# WRITTEN PROBLEM:
Without the pictures, set down every line of the data exactly.

# COLLECTED MATERIAL:
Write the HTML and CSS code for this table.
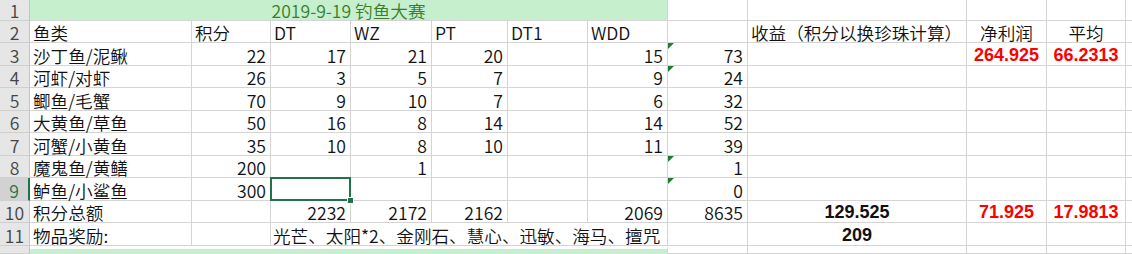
FILE: index.html
```html
<!DOCTYPE html>
<html lang="zh">
<head>
<meta charset="utf-8">
<title>钓鱼大赛</title>
<link rel="stylesheet" href="styles.css">
</head>
<body>
<div class="sheet">
  <!-- row 1 -->
  <div class="c hdr">1</div>
  <div class="c title">2019-9-19 钓鱼大赛</div>
  <div class="c"></div><div class="c"></div><div class="c"></div><div class="c"></div><div class="c edge"></div>
  <!-- row 2 -->
  <div class="c hdr">2</div>
  <div class="c">鱼类</div><div class="c">积分</div><div class="c">DT</div><div class="c">WZ</div><div class="c">PT</div><div class="c">DT1</div><div class="c">WDD</div><div class="c"></div>
  <div class="c">收益（积分以换珍珠计算）</div><div class="c ctr">净利润</div><div class="c ctr">平均</div><div class="c edge"></div>
  <!-- row 3 -->
  <div class="c hdr">3</div>
  <div class="c">沙丁鱼/泥鳅</div><div class="c r">22</div><div class="c r">17</div><div class="c r">21</div><div class="c r">20</div><div class="c"></div><div class="c r">15</div><div class="c r tri">73</div>
  <div class="c"></div><div class="c ctr num red">264.925</div><div class="c ctr num red">66.2313</div><div class="c edge"></div>
  <!-- row 4 -->
  <div class="c hdr">4</div>
  <div class="c">河虾/对虾</div><div class="c r">26</div><div class="c r">3</div><div class="c r">5</div><div class="c r">7</div><div class="c"></div><div class="c r">9</div><div class="c r tri">24</div>
  <div class="c"></div><div class="c"></div><div class="c"></div><div class="c edge"></div>
  <!-- row 5 -->
  <div class="c hdr">5</div>
  <div class="c">鲫鱼/毛蟹</div><div class="c r">70</div><div class="c r">9</div><div class="c r">10</div><div class="c r">7</div><div class="c"></div><div class="c r">6</div><div class="c r">32</div>
  <div class="c"></div><div class="c"></div><div class="c"></div><div class="c edge"></div>
  <!-- row 6 -->
  <div class="c hdr">6</div>
  <div class="c">大黄鱼/草鱼</div><div class="c r">50</div><div class="c r">16</div><div class="c r">8</div><div class="c r">14</div><div class="c"></div><div class="c r">14</div><div class="c r">52</div>
  <div class="c"></div><div class="c"></div><div class="c"></div><div class="c edge"></div>
  <!-- row 7 -->
  <div class="c hdr">7</div>
  <div class="c">河蟹/小黄鱼</div><div class="c r">35</div><div class="c r">10</div><div class="c r">8</div><div class="c r">10</div><div class="c"></div><div class="c r">11</div><div class="c r">39</div>
  <div class="c"></div><div class="c"></div><div class="c"></div><div class="c edge"></div>
  <!-- row 8 -->
  <div class="c hdr">8</div>
  <div class="c">魔鬼鱼/黄鳝</div><div class="c r">200</div><div class="c"></div><div class="c r">1</div><div class="c"></div><div class="c"></div><div class="c"></div><div class="c r tri">1</div>
  <div class="c"></div><div class="c"></div><div class="c"></div><div class="c edge"></div>
  <!-- row 9 -->
  <div class="c hdr hdr-sel">9</div>
  <div class="c">鲈鱼/小鲨鱼</div><div class="c r">300</div><div class="c sel"></div><div class="c"></div><div class="c"></div><div class="c"></div><div class="c"></div><div class="c r tri">0</div>
  <div class="c"></div><div class="c"></div><div class="c"></div><div class="c edge"></div>
  <!-- row 10 -->
  <div class="c hdr">10</div>
  <div class="c">积分总额</div><div class="c"></div><div class="c r">2232</div><div class="c r">2172</div><div class="c r">2162</div><div class="c"></div><div class="c r">2069</div><div class="c r">8635</div>
  <div class="c ctr num">129.525</div><div class="c ctr num red">71.925</div><div class="c ctr num red">17.9813</div><div class="c edge"></div>
  <!-- row 11 -->
  <div class="c hdr">11</div>
  <div class="c">物品奖励:</div><div class="c"></div><div class="c prizes">光芒、太阳*2、金刚石、慧心、迅敏、海马、擅咒</div><div class="c"></div>
  <div class="c ctr num">209</div><div class="c"></div><div class="c"></div><div class="c edge"></div>
  <!-- row 12 -->
  <div class="c hdr"></div>
  <div class="c band"></div>
  <div class="c"></div><div class="c"></div><div class="c"></div><div class="c"></div><div class="c edge"></div>
</div>
</body>
</html>
```

FILE: styles.css
```css
html, body {
  margin: 0;
  padding: 0;
  background: #ffffff;
}

body {
  font-family: "Noto Sans CJK SC", "Noto Sans", sans-serif;
  font-size: 17.6px;
  font-weight: 350;
  color: #111;
  overflow: hidden;
}

.sheet {
  display: grid;
  grid-template-columns: 30px 162px 79px 80px 81px 76px 80px 80px 80px 219px 80px 79px 6px;
  grid-template-rows: 21px 22px 23px 22px 23px 22px 23px 22px 23px 22px 23px 8px;
  width: 1132px;
  height: 254px;
  overflow: hidden;
}

.c {
  box-sizing: border-box;
  border-right: 1px solid #d4d4d4;
  border-bottom: 1px solid #d4d4d4;
  display: flex;
  align-items: flex-end;
  padding: 0 3px;
  white-space: nowrap;
  overflow: visible;
  line-height: 1;
  position: relative;
}

.edge {
  border-right: none;
}

.r {
  justify-content: flex-end;
  padding-right: 4px;
}

.ctr {
  justify-content: center;
}

.hdr {
  background: #e6e6e6;
  border-right: 1px solid #c4c4c4;
  border-bottom: 1px solid #cfcfcf;
  color: #444;
  justify-content: center;
  padding: 0;
}

.hdr-sel {
  background: #d2d2d2;
  color: #217346;
  border-right: 2px solid #217346;
}

.title {
  grid-column: span 7;
  background: #c6efce;
  color: #3a7d2a;
  justify-content: center;
}

.band {
  grid-column: span 7;
  background: #c6efce;
  border-bottom: none;
  border-top: 3px solid #ffffff;
}

.prizes {
  grid-column: span 5;
  padding-left: 2px;
}

.num {
  font-family: "Liberation Sans", Arial, sans-serif;
  font-weight: bold;
  font-size: 18px;
  padding-bottom: 1px;
}

.red {
  color: #ff0000;
}

.tri::before {
  content: "";
  position: absolute;
  left: 0;
  top: 0;
  width: 0;
  height: 0;
  border-top: 6px solid #1e7b34;
  border-right: 6px solid transparent;
}

.sel::after {
  content: "";
  position: absolute;
  left: -1px;
  top: -1px;
  right: -1px;
  bottom: -1px;
  border: 2px solid #217346;
}

.sel::before {
  content: "";
  position: absolute;
  right: -4px;
  bottom: -4px;
  width: 5px;
  height: 5px;
  background: #217346;
  border: 1px solid #ffffff;
  z-index: 2;
}
```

# EXERCISE RESPONSE:
Write the HTML and CSS code for this table.
FILE: index.html
```html
<!DOCTYPE html>
<html lang="zh">
<head>
<meta charset="utf-8">
<title>钓鱼大赛</title>
<link rel="stylesheet" href="styles.css">
</head>
<body>
<div class="sheet">
  <!-- row 1 -->
  <div class="c hdr">1</div>
  <div class="c title">2019-9-19 钓鱼大赛</div>
  <div class="c"></div><div class="c"></div><div class="c"></div><div class="c"></div><div class="c edge"></div>
  <!-- row 2 -->
  <div class="c hdr">2</div>
  <div class="c">鱼类</div><div class="c">积分</div><div class="c">DT</div><div class="c">WZ</div><div class="c">PT</div><div class="c">DT1</div><div class="c">WDD</div><div class="c"></div>
  <div class="c">收益（积分以换珍珠计算）</div><div class="c ctr">净利润</div><div class="c ctr">平均</div><div class="c edge"></div>
  <!-- row 3 -->
  <div class="c hdr">3</div>
  <div class="c">沙丁鱼/泥鳅</div><div class="c r">22</div><div class="c r">17</div><div class="c r">21</div><div class="c r">20</div><div class="c"></div><div class="c r">15</div><div class="c r tri">73</div>
  <div class="c"></div><div class="c ctr num red">264.925</div><div class="c ctr num red">66.2313</div><div class="c edge"></div>
  <!-- row 4 -->
  <div class="c hdr">4</div>
  <div class="c">河虾/对虾</div><div class="c r">26</div><div class="c r">3</div><div class="c r">5</div><div class="c r">7</div><div class="c"></div><div class="c r">9</div><div class="c r tri">24</div>
  <div class="c"></div><div class="c"></div><div class="c"></div><div class="c edge"></div>
  <!-- row 5 -->
  <div class="c hdr">5</div>
  <div class="c">鲫鱼/毛蟹</div><div class="c r">70</div><div class="c r">9</div><div class="c r">10</div><div class="c r">7</div><div class="c"></div><div class="c r">6</div><div class="c r">32</div>
  <div class="c"></div><div class="c"></div><div class="c"></div><div class="c edge"></div>
  <!-- row 6 -->
  <div class="c hdr">6</div>
  <div class="c">大黄鱼/草鱼</div><div class="c r">50</div><div class="c r">16</div><div class="c r">8</div><div class="c r">14</div><div class="c"></div><div class="c r">14</div><div class="c r">52</div>
  <div class="c"></div><div class="c"></div><div class="c"></div><div class="c edge"></div>
  <!-- row 7 -->
  <div class="c hdr">7</div>
  <div class="c">河蟹/小黄鱼</div><div class="c r">35</div><div class="c r">10</div><div class="c r">8</div><div class="c r">10</div><div class="c"></div><div class="c r">11</div><div class="c r">39</div>
  <div class="c"></div><div class="c"></div><div class="c"></div><div class="c edge"></div>
  <!-- row 8 -->
  <div class="c hdr">8</div>
  <div class="c">魔鬼鱼/黄鳝</div><div class="c r">200</div><div class="c"></div><div class="c r">1</div><div class="c"></div><div class="c"></div><div class="c"></div><div class="c r tri">1</div>
  <div class="c"></div><div class="c"></div><div class="c"></div><div class="c edge"></div>
  <!-- row 9 -->
  <div class="c hdr hdr-sel">9</div>
  <div class="c">鲈鱼/小鲨鱼</div><div class="c r">300</div><div class="c sel"></div><div class="c"></div><div class="c"></div><div class="c"></div><div class="c"></div><div class="c r tri">0</div>
  <div class="c"></div><div class="c"></div><div class="c"></div><div class="c edge"></div>
  <!-- row 10 -->
  <div class="c hdr">10</div>
  <div class="c">积分总额</div><div class="c"></div><div class="c r">2232</div><div class="c r">2172</div><div class="c r">2162</div><div class="c"></div><div class="c r">2069</div><div class="c r">8635</div>
  <div class="c ctr num">129.525</div><div class="c ctr num red">71.925</div><div class="c ctr num red">17.9813</div><div class="c edge"></div>
  <!-- row 11 -->
  <div class="c hdr">11</div>
  <div class="c">物品奖励:</div><div class="c"></div><div class="c prizes">光芒、太阳*2、金刚石、慧心、迅敏、海马、擅咒</div><div class="c"></div>
  <div class="c ctr num">209</div><div class="c"></div><div class="c"></div><div class="c edge"></div>
  <!-- row 12 -->
  <div class="c hdr"></div>
  <div class="c band"></div>
  <div class="c"></div><div class="c"></div><div class="c"></div><div class="c"></div><div class="c edge"></div>
</div>
</body>
</html>
```

FILE: styles.css
```css
html, body {
  margin: 0;
  padding: 0;
  background: #ffffff;
}

body {
  font-family: "Noto Sans CJK SC", "Noto Sans", sans-serif;
  font-size: 17.6px;
  font-weight: 350;
  color: #111;
  overflow: hidden;
}

.sheet {
  display: grid;
  grid-template-columns: 30px 162px 79px 80px 81px 76px 80px 80px 80px 219px 80px 79px 6px;
  grid-template-rows: 21px 22px 23px 22px 23px 22px 23px 22px 23px 22px 23px 8px;
  width: 1132px;
  height: 254px;
  overflow: hidden;
}

.c {
  box-sizing: border-box;
  border-right: 1px solid #d4d4d4;
  border-bottom: 1px solid #d4d4d4;
  display: flex;
  align-items: flex-end;
  padding: 0 3px;
  white-space: nowrap;
  overflow: visible;
  line-height: 1;
  position: relative;
}

.edge {
  border-right: none;
}

.r {
  justify-content: flex-end;
  padding-right: 4px;
}

.ctr {
  justify-content: center;
}

.hdr {
  background: #e6e6e6;
  border-right: 1px solid #c4c4c4;
  border-bottom: 1px solid #cfcfcf;
  color: #444;
  justify-content: center;
  padding: 0;
}

.hdr-sel {
  background: #d2d2d2;
  color: #217346;
  border-right: 2px solid #217346;
}

.title {
  grid-column: span 7;
  background: #c6efce;
  color: #3a7d2a;
  justify-content: center;
}

.band {
  grid-column: span 7;
  background: #c6efce;
  border-bottom: none;
  border-top: 3px solid #ffffff;
}

.prizes {
  grid-column: span 5;
  padding-left: 2px;
}

.num {
  font-family: "Liberation Sans", Arial, sans-serif;
  font-weight: bold;
  font-size: 18px;
  padding-bottom: 1px;
}

.red {
  color: #ff0000;
}

.tri::before {
  content: "";
  position: absolute;
  left: 0;
  top: 0;
  width: 0;
  height: 0;
  border-top: 6px solid #1e7b34;
  border-right: 6px solid transparent;
}

.sel::after {
  content: "";
  position: absolute;
  left: -1px;
  top: -1px;
  right: -1px;
  bottom: -1px;
  border: 2px solid #217346;
}

.sel::before {
  content: "";
  position: absolute;
  right: -4px;
  bottom: -4px;
  width: 5px;
  height: 5px;
  background: #217346;
  border: 1px solid #ffffff;
  z-index: 2;
}
```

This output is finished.